Paper No. 7
Presentation Time: 9:30 AM
GEOCHEMICAL CONTROLS ON MERCURY METHYLATION IN THE WATER COLUMN OF BACKWATERS OF A GULF COASTAL PLAIN RIVER SYSTEM, LOWER OUACHITA RIVER, ARKANSAS
Mercury methylation processes were investigated in the lower Ouachita River in the summer of 2010 in an effort to identify and determine the magnitude of methylation in the water-column in backwater locations. Filtered methylmercury was positively correlated with dissolved organic carbon (r2=0.76) for water samples taken from the bottom 1 ft of the water column at all three study sites, suggesting the importance of dissolved organic carbon in mercury methylation. Concentrations of filtered methylmercury and filtered total mercury taken from the bottom 1 ft of the water column were significantly higher (P=0.024 and P=0.012 respectively) than samples collected at the mid-point of the water column. Oxidation-reduction potential and sulfide concentrations of 65-143 micrograms/liter indicate sulfate reduction in the bottom 1-ft of the water column, yet filtered and particulate methylmercury concentrations were not correlated to sulfide concentrations. This finding is of particular interest as sulfate reducing bacteria are commonly associated with mercury methylation. Water chemistry results for one site including iron (39.8 milligrams/liter), high dissolved organic carbon (13.52 milligrams/liter), the highest filtered methylmercury concentration observed for the study (1.90 nanograms/liter), and no detectable sulfate suggests the predominance of iron reduction at this site. Iron-reducing bacteria can be important in driving mercury methylation as an alternative to sulfate reducers. Total mercury concentrations for two of seven samples collected from all three study sites exceeded the Arkansas numeric mercury water quality standard for total recoverable mercury in water (12 nanograms/liter), at concentrations of 13.76 and 13.99 nanograms/liter.
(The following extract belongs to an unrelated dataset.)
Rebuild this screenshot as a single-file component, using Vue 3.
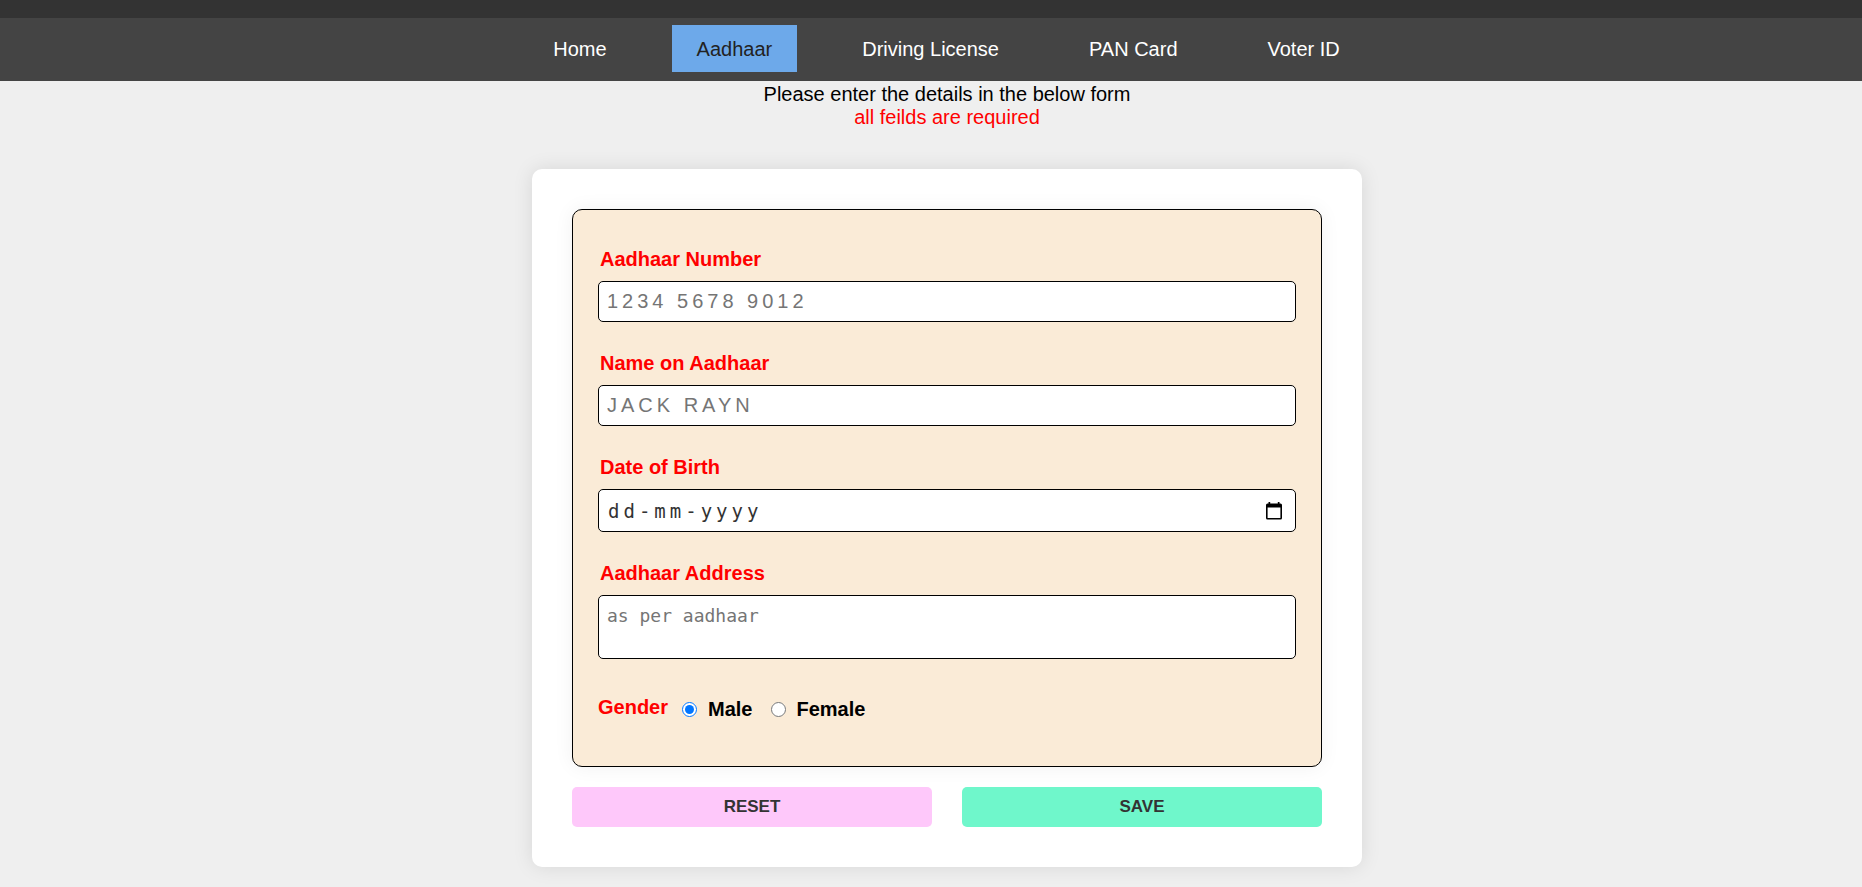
<script setup>
import { ref } from 'vue'

const links = ['Home', 'Aadhaar', 'Driving License', 'PAN Card', 'Voter ID']
const active = ref('Aadhaar')
const blank = { number: '', name: '', dob: '', address: '', gender: 'male' }
const form = ref({ ...blank })

function reset() {
  form.value = { ...blank }
}
</script>

<template>
  <div class="page">
    <header class="strip"></header>
    <nav class="nav">
      <a
        v-for="link in links"
        :key="link"
        href="#"
        class="nav-link"
        :class="{ active: link === active }"
        @click.prevent="active = link"
      >{{ link }}</a>
    </nav>

    <main class="content">
      <div class="intro">
        <p>Please enter the details in the below form</p>
        <p class="required">all feilds are required</p>
      </div>

      <form class="card" @submit.prevent>
        <div class="panel">
          <div class="field">
            <label for="number">Aadhaar Number</label>
            <input id="number" v-model="form.number" class="spaced" type="text" placeholder="1234 5678 9012" />
          </div>
          <div class="field">
            <label for="name">Name on Aadhaar</label>
            <input id="name" v-model="form.name" class="spaced" type="text" placeholder="JACK RAYN" />
          </div>
          <div class="field">
            <label for="dob">Date of Birth</label>
            <div class="date-box">
              <input id="dob" v-model="form.dob" class="date" type="text" placeholder="dd-mm-yyyy" />
              <button type="button" class="picker" aria-label="Show date picker">
                <svg width="20" height="20" viewBox="0 0 20 20">
                  <path d="M4.500 1h1.700v1.500h7.600V1h1.700v1.500h1A1.500 1.500 0 0 1 18 4v13a1.500 1.500 0 0 1-1.500 1.500h-13A1.500 1.500 0 0 1 2 17V4a1.500 1.500 0 0 1 1.500-1.500h1zM3.600 6.500V17h12.800V6.500z" fill="#000" fill-rule="evenodd" />
                </svg>
              </button>
            </div>
          </div>
          <div class="field">
            <label for="address">Aadhaar Address</label>
            <textarea id="address" v-model="form.address" placeholder="as per aadhaar"></textarea>
          </div>
          <div class="gender" role="radiogroup" aria-labelledby="gender-title">
            <span id="gender-title" class="gender-title">Gender</span>
            <div class="options">
              <label class="option"><input v-model="form.gender" type="radio" name="gender" value="male" />Male</label>
              <label class="option"><input v-model="form.gender" type="radio" name="gender" value="female" />Female</label>
            </div>
          </div>
        </div>
        <div class="actions">
          <button type="button" class="reset" @click="reset">RESET</button>
          <button type="submit" class="save">SAVE</button>
        </div>
      </form>
    </main>
  </div>
</template>

<style>
body {
  background: #efefef;
}
</style>

<style scoped>
* {
  box-sizing: border-box;
}
.page {
  font-family: "Liberation Sans", Arial, sans-serif;
  font-size: 20px;
  line-height: 23px;
  color: #000;
}
.strip {
  height: 18px;
  background: #333;
}
.nav {
  display: flex;
  justify-content: center;
  gap: 40px;
  padding: 7px 0 9px 31px;
  background: #444;
}
.nav-link {
  padding: 13px 25px 11px;
  color: #fff;
  text-decoration: none;
}
.nav-link.active {
  background: #6da9ea;
  color: #222;
}
.content {
  padding: 2px 0 20px 32px;
}
.intro {
  text-align: center;
}
.intro p {
  margin: 0;
}
.intro .required {
  color: #f00;
}
.card {
  max-width: 830px;
  margin: 40px auto 0;
  padding: 40px;
  border-radius: 10px;
  background: #fff;
  box-shadow: 0 0 20px rgba(0, 0, 0, 0.1);
}
.panel {
  padding: 38px 25px 45px;
  border: 1px solid #000;
  border-radius: 10px;
  background: #faebd7;
  box-shadow: 0 0 20px rgba(0, 0, 0, 0.06);
}
.field {
  display: flex;
  flex-direction: column;
  gap: 10px;
  margin-bottom: 30px;
}
.field label {
  align-self: flex-start;
  margin-left: 2px;
  font-weight: 700;
  color: #f00;
}
.spaced,
.date-box,
textarea {
  display: block;
  width: 100%;
  margin: 0;
  border: 1px solid #000;
  border-radius: 5px;
  background: #fff;
  color: #333;
}
.spaced {
  height: 41px;
  padding: 0 8px;
  font: 20px "Liberation Sans", Arial, sans-serif;
  letter-spacing: 4px;
}
.date-box {
  display: flex;
  align-items: center;
  height: 43px;
  padding: 0 11px 0 9px;
}
.date {
  flex: 1;
  min-width: 0;
  padding: 0;
  border: 0;
  background: none;
  color: #333;
  font: 19px "DejaVu Sans Mono", monospace;
  letter-spacing: 4px;
}
.picker {
  display: flex;
  padding: 0;
  border: 0;
  background: none;
}
textarea {
  height: 64px;
  padding: 9px 8px;
  resize: none;
  font: 18px "DejaVu Sans Mono", monospace;
}
::placeholder {
  color: #757575;
  opacity: 1;
}
.date::placeholder {
  color: #333;
}
.gender {
  display: flex;
  gap: 14px;
  padding-top: 7px;
  font-weight: 700;
}
.gender-title {
  color: #f00;
}
.options {
  display: flex;
  gap: 18px;
  padding-top: 2px;
}
.option {
  display: flex;
  align-items: center;
  gap: 11px;
}
.option input {
  width: 15px;
  height: 15px;
  margin: 0;
}
.actions {
  display: flex;
  gap: 30px;
  margin-top: 20px;
}
.actions button {
  flex: 1;
  height: 40px;
  padding: 0;
  border: 0;
  border-radius: 5px;
  color: #333;
  font: 700 17px "Liberation Sans", Arial, sans-serif;
}
.reset {
  background: #fec8fa;
}
.save {
  background: #6ff7cb;
}
</style>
These data provide evidence that availability of dissolved organic carbon affects mercury methylation at all three of the study sites, and that iron reduction may contribute to mercury methylation at one of the sites. Sulfate reduction, which was expected to be the major control on mercury methylation, was not found to correlate with dissolved methylmercury, suggesting the presence of other controls on mercury methylation in this river system.